By Q4, you are within striking distance of the 30-day target, and the improvement trend is visible in every quarterly review.

Beyond flags: Generalizing the measurement approach

Feature flags are an ideal starting point for technical debt measurement because they are unambiguously identifiable and precisely trackable. But the same measurement principles apply to other categories of debt:

• Dependency staleness: Age of outdated dependencies, number of major versions behind, security vulnerability count. Computable from package.json, go.mod, or requirements.txt.
• Test coverage gaps: Not total coverage percentage (which is often misleading), but coverage delta---the difference between coverage of recently-changed code and coverage of old code. Low coverage in frequently-changed files is higher-risk debt than low coverage in stable files.
• API deprecation debt: Count of deprecated API calls, age since deprecation, availability of replacement API.
• Configuration drift: Number of environment-specific overrides, age of "temporary" configuration changes, count of TODO comments in configuration files.

Each of these can be computed from source code, tracked over time, correlated with pain points, and used to justify specific cleanup investments.

Key takeaways

Measuring technical debt is not about producing a single number that summarizes the health of your codebase. It is about establishing trend lines that tell you whether things are getting better or worse, and by how much.

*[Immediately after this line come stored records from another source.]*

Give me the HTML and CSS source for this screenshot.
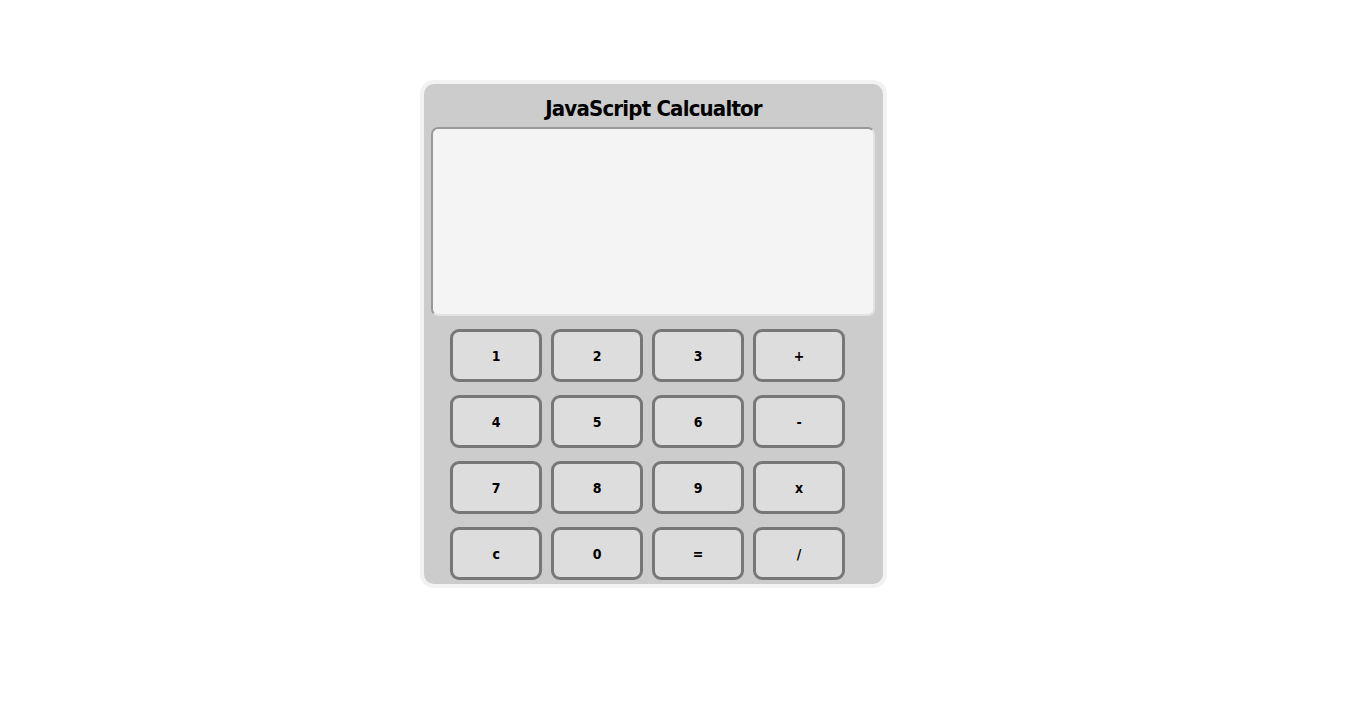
FILE: index.html
```html
<!DOCTYPE html>
<html>
<head>
<meta charset="utf-8">
<link rel="stylesheet" href="styles.css">
</head>
<body>
<div class="page">
  <div class="calc">
    <h1 class="title">JavaScript Calcualtor</h1>
    <div class="display"></div>
    <div class="keys">
      <button class="key">1</button>
      <button class="key">2</button>
      <button class="key">3</button>
      <button class="key">+</button>
      <button class="key">4</button>
      <button class="key">5</button>
      <button class="key">6</button>
      <button class="key">-</button>
      <button class="key">7</button>
      <button class="key">8</button>
      <button class="key">9</button>
      <button class="key">x</button>
      <button class="key">c</button>
      <button class="key">0</button>
      <button class="key">=</button>
      <button class="key">/</button>
    </div>
  </div>
</div>
</body>
</html>
```
FILE: styles.css
```css
html, body {
  margin: 0;
  padding: 0;
  background: #fff;
}
.page {
  padding-top: 80px;
  padding-left: 420px;
}
.calc {
  width: 459px;
  box-sizing: content-box;
  background: #cccccc;
  border: 4px solid #f2f2f2;
  border-radius: 14px;
  padding: 0 0 4px 0;
}
.title {
  margin: 0;
  height: 43px;
  line-height: 50px;
  text-align: center;
  font-family: "DejaVu Sans Condensed", "DejaVu Sans", sans-serif;
  font-weight: bold;
  font-size: 22px;
  letter-spacing: -0.8px;
  color: #000;
}
.display {
  margin-left: 7px;
  width: 444px;
  height: 189px;
  box-sizing: border-box;
  background: #f4f4f4;
  border-top: 2px solid #999;
  border-left: 2px solid #999;
  border-right: 2px solid #e2e2e2;
  border-bottom: 2px solid #e2e2e2;
  border-radius: 7px;
}
.keys {
  display: grid;
  grid-template-columns: repeat(4, 92px);
  column-gap: 9px;
  row-gap: 13px;
  padding: 13px 0 0 26px;
}
.key {
  height: 53px;
  box-sizing: border-box;
  background: #dddddd;
  border: 3px solid #777;
  border-radius: 9px;
  font-family: "DejaVu Sans Condensed", "DejaVu Sans", sans-serif;
  font-weight: bold;
  font-size: 14px;
  letter-spacing: -0.3px;
  color: #000;
  padding: 1px 0 0 0;
}
```
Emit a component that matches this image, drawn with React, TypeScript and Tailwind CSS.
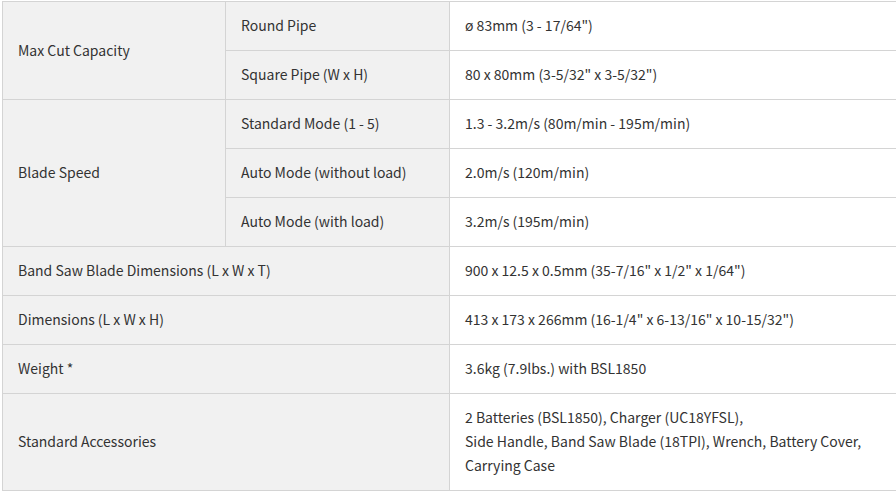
import React from 'react';

const font = { fontFamily: '"Noto Sans CJK KR", "Noto Sans", sans-serif' };

const labelCell = 'border border-[#d4d4d4] bg-[#f1f1f1] px-[15px] pt-[11px] pb-[13px] align-middle';
const valueCell = 'border border-[#d4d4d4] bg-white px-[15px] pt-[11px] pb-[13px] align-middle whitespace-nowrap';

const App: React.FC = () => {
  return (
    <div className="w-[896px] h-[494px] overflow-hidden bg-white pt-px pl-[2px]" style={font}>
      <table className="w-[900px] border-collapse text-[14px] leading-[24px] text-[#333]">
        <colgroup>
          <col className="w-[223px]" />
          <col className="w-[224px]" />
          <col />
        </colgroup>
        <tbody>
          <tr>
            <td rowSpan={2} className={labelCell}>Max Cut Capacity</td>
            <td className={labelCell}>Round Pipe</td>
            <td className={valueCell}>ø 83mm (3 - 17/64")</td>
          </tr>
          <tr>
            <td className={labelCell}>Square Pipe (W x H)</td>
            <td className={valueCell}>80 x 80mm (3-5/32" x 3-5/32")</td>
          </tr>
          <tr>
            <td rowSpan={3} className={labelCell}>Blade Speed</td>
            <td className={labelCell}>Standard Mode (1 - 5)</td>
            <td className={valueCell}>1.3 - 3.2m/s (80m/min - 195m/min)</td>
          </tr>
          <tr>
            <td className={labelCell}>Auto Mode (without load)</td>
            <td className={valueCell}>2.0m/s (120m/min)</td>
          </tr>
          <tr>
            <td className={labelCell}>Auto Mode (with load)</td>
            <td className={valueCell}>3.2m/s (195m/min)</td>
          </tr>
          <tr>
            <td colSpan={2} className={labelCell}>Band Saw Blade Dimensions (L x W x T)</td>
            <td className={valueCell}>900 x 12.5 x 0.5mm (35-7/16" x 1/2" x 1/64")</td>
          </tr>
          <tr>
            <td colSpan={2} className={labelCell}>Dimensions (L x W x H)</td>
            <td className={valueCell}>413 x 173 x 266mm (16-1/4" x 6-13/16" x 10-15/32")</td>
          </tr>
          <tr>
            <td colSpan={2} className={labelCell}>Weight *</td>
            <td className={valueCell}>3.6kg (7.9lbs.) with BSL1850</td>
          </tr>
          <tr>
            <td colSpan={2} className={labelCell}>Standard Accessories</td>
            <td className={valueCell}>
              2 Batteries (BSL1850), Charger (UC18YFSL),
              <br />
              Side Handle, Band Saw Blade (18TPI), Wrench, Battery Cover,
              <br />
              Carrying Case
            </td>
          </tr>
        </tbody>
      </table>
    </div>
  );
};

export default App;
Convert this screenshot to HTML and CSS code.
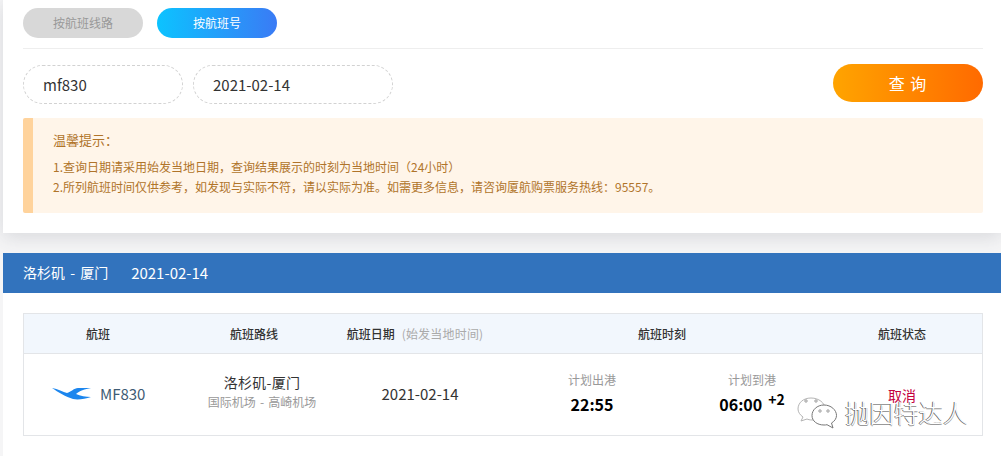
FILE: index.html
```html
<!DOCTYPE html>
<html lang="zh-CN">
<head>
    <meta charset="UTF-8">
    <title>航班动态</title>
    <link rel="stylesheet" href="styles.css">
</head>
<body>
<div class="page">
    <div class="search">
        <div class="tabs">
            <span class="tab">按航班线路</span>
            <span class="tab active">按航班号</span>
        </div>
        <div class="form">
            <div class="field field-no">mf830</div>
            <div class="field field-date">2021-02-14</div>
            <div class="submit">查 询</div>
        </div>
        <div class="tips">
            <p class="tips-title">温馨提示：</p>
            <p>1.查询日期请采用始发当地日期，查询结果展示的时刻为当地时间（24小时）</p>
            <p>2.所列航班时间仅供参考，如发现与实际不符，请以实际为准。如需更多信息，请咨询厦航购票服务热线：95557。</p>
        </div>
    </div>
    <div class="result">
        <div class="result-bar">
            <span class="result-route">洛杉矶 - 厦门</span>
            <span class="result-date">2021-02-14</span>
        </div>
        <div class="table">
            <div class="thead">
                <div>航班</div>
                <div>航班路线</div>
                <div>航班日期<span class="thead-note">(始发当地时间)</span></div>
                <div>航班时刻</div>
                <div class="thead-status">航班状态</div>
            </div>
            <div class="tbody">
                <div class="flight">
                    <svg class="flight-logo" width="40" height="14" viewBox="0 0 40 14">
                        <path d="M0 1C6 2 11 5 15 6C19 5 22 1 26 1L39 1C33 2 27 4 24 7C28 9 34 10 39 10C33 12 26 13 21 12C14 10 6 5 0 1Z" fill="#1c86ee"/>
                    </svg>
                    <span>MF830</span>
                </div>
                <div class="route">
                    <div class="route-city">洛杉矶-厦门</div>
                    <div class="route-port">国际机场 - 高崎机场</div>
                </div>
                <div class="date">2021-02-14</div>
                <div class="time">
                    <div class="time-label">计划出港</div>
                    <div class="time-value">22:55</div>
                </div>
                <div class="time">
                    <div class="time-label">计划到港</div>
                    <div class="time-value">06:00<sup>+2</sup></div>
                </div>
                <div class="status">取消</div>
            </div>
        </div>
    </div>
    <div class="watermark">
        <svg width="41" height="32" viewBox="0 0 41 32" fill="#fff" stroke="#9a9a9a" stroke-width="1">
            <path d="M14 1C6 1 1 6 1 12C1 15 3 18 6 20L4 24L10 22C11 22.500 13 23 15 23C22 23 28 18 28 12C28 6 22 1 14 1Z" stroke="#b5b5b5"/>
            <path d="M27 8C20 8 15 13 15 18.500C15 24 20 28 27 28C28 28 29 28 30 27.700L36 31L34.500 26C37.500 24.300 39.500 21.500 39.500 18.500C39.500 13 34 8 27 8Z" stroke="#777"/>
            <circle cx="9" cy="4" r="1.200"/>
            <circle cx="19" cy="4" r="1.200"/>
            <circle cx="23" cy="14" r="1.200"/>
            <circle cx="31" cy="14" r="1.200"/>
        </svg>
        <span>抛因特达人</span>
    </div>
</div>
</body>
</html>
```

FILE: styles.css
```css
* {
    margin: 0;
    padding: 0;
    box-sizing: border-box;
}

html, body {
    height: 456px;
    overflow: hidden;
}

body {
    background: #f5f5f6;
    font-family: "Noto Sans CJK SC", "Noto Sans", sans-serif;
    color: #333;
}

.page {
    position: relative;
    height: 456px;
    padding-left: 3px;
}

.search {
    height: 233px;
    padding: 8px 18px 0 20px;
    background: #fff;
    box-shadow: 0 4px 18px rgba(60, 70, 90, .16);
}

.tabs {
    display: flex;
    gap: 14px;
    height: 41px;
    border-bottom: 1px solid #eee;
}

.tab {
    width: 120px;
    height: 30px;
    border-radius: 15px;
    background: #d8d8d8;
    color: #999;
    font-size: 12px;
    line-height: 30px;
    text-align: center;
}

.tab.active {
    background: linear-gradient(90deg, #0cc3ff, #3a7bf5);
    color: #fff;
}

.form {
    display: flex;
    align-items: flex-start;
    gap: 10px;
    margin-top: 16px;
}

.field {
    height: 39px;
    padding-left: 19px;
    border: 1px dashed #d2d2d2;
    border-radius: 20px;
    font-size: 15px;
    line-height: 37px;
}

.field-no {
    width: 160px;
}

.field-date {
    width: 200px;
}

.submit {
    width: 150px;
    height: 38px;
    margin-top: -1px;
    margin-left: auto;
    border-radius: 19px;
    background: linear-gradient(90deg, #ffa400, #ff6a00);
    color: #fff;
    font-size: 16px;
    letter-spacing: 1px;
    line-height: 38px;
    text-align: center;
}

.tips {
    height: 95px;
    margin-top: 14px;
    padding: 12px 0 0 20px;
    border-left: 10px solid #ffd39c;
    border-radius: 2px;
    background: #fff5e9;
    color: #b0742a;
    font-size: 12px;
    line-height: 20px;
}

.tips-title {
    margin-bottom: 7px;
    font-size: 13px;
}

.result {
    height: 203px;
    margin-top: 20px;
    background: #fff;
}

.result-bar {
    display: flex;
    gap: 23px;
    height: 40px;
    padding-left: 20px;
    background: #3273bd;
    color: #fff;
    font-size: 14px;
    line-height: 39px;
}

.result-route {
    word-spacing: 2px;
}

.result-date {
    font-size: 15px;
}

.table {
    width: 960px;
    height: 123px;
    margin: 20px 0 0 20px;
    border: 1px solid #e3e5e8;
}

.thead {
    display: grid;
    grid-template-columns: 148px 164px 158px 336px 152px;
    height: 40px;
    border-bottom: 1px solid #e3e5e8;
    background: #f2f7fd;
    color: #333;
    font-size: 12px;
    font-weight: 500;
    line-height: 39px;
    text-align: center;
}

.thead-note {
    margin-left: 7px;
    color: #aaa;
    font-weight: 400;
    letter-spacing: .2px;
}

.thead-status {
    padding-right: 8px;
}

.tbody {
    display: grid;
    grid-template-columns: 148px 164px 176px 160px 160px 150px;
    align-items: center;
    height: 81px;
    text-align: center;
}

.flight {
    display: flex;
    align-items: center;
    gap: 8px;
    padding-left: 28px;
    margin-top: -2px;
    color: #3f5c75;
    font-size: 15px;
}

.route {
    margin-top: -5px;
    padding-left: 16px;
}

.route-city {
    font-size: 14px;
    letter-spacing: .3px;
    line-height: 20px;
}

.route-port {
    color: #999;
    font-size: 12px;
    word-spacing: 1.500px;
    line-height: 20px;
}

.date {
    margin-top: -2px;
    padding-right: 8px;
    font-size: 15px;
}

.time {
    margin-top: -1px;
}

.time-label {
    color: #999;
    font-size: 12px;
    line-height: 20px;
}

.time-value {
    color: #000;
    font-size: 16px;
    font-weight: 700;
    line-height: 28px;
}

.time-value sup {
    margin-left: 6px;
    font-size: 14px;
    line-height: 0;
}

.status {
    padding-right: 10px;
    color: #c5003e;
    font-size: 14px;
}

.watermark {
    position: absolute;
    left: 797px;
    top: 397px;
    display: flex;
    align-items: center;
    gap: 7px;
    color: #fff;
    font-size: 24.500px;
    font-weight: 300;
    line-height: 30px;
    text-shadow: -1px 0 0 #666, 0 1px 0 #999;
}
```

Start with what is measurable. Feature flags, by their nature, create the most precisely trackable form of technical debt: you know exactly when each flag was introduced, where it lives in the code, how much dead code it creates, and when it was cleaned up. Build your measurement practice around flags first, then extend the same principles to other categories of debt.

The teams that consistently reduce technical debt are not the ones with the most discipline or the biggest cleanup budgets. They are the ones that measure it, make it visible, and treat the trend line as a first-class engineering metric alongside uptime, deployment frequency, and lead time.

If you cannot see it, you cannot fix it. Start measuring.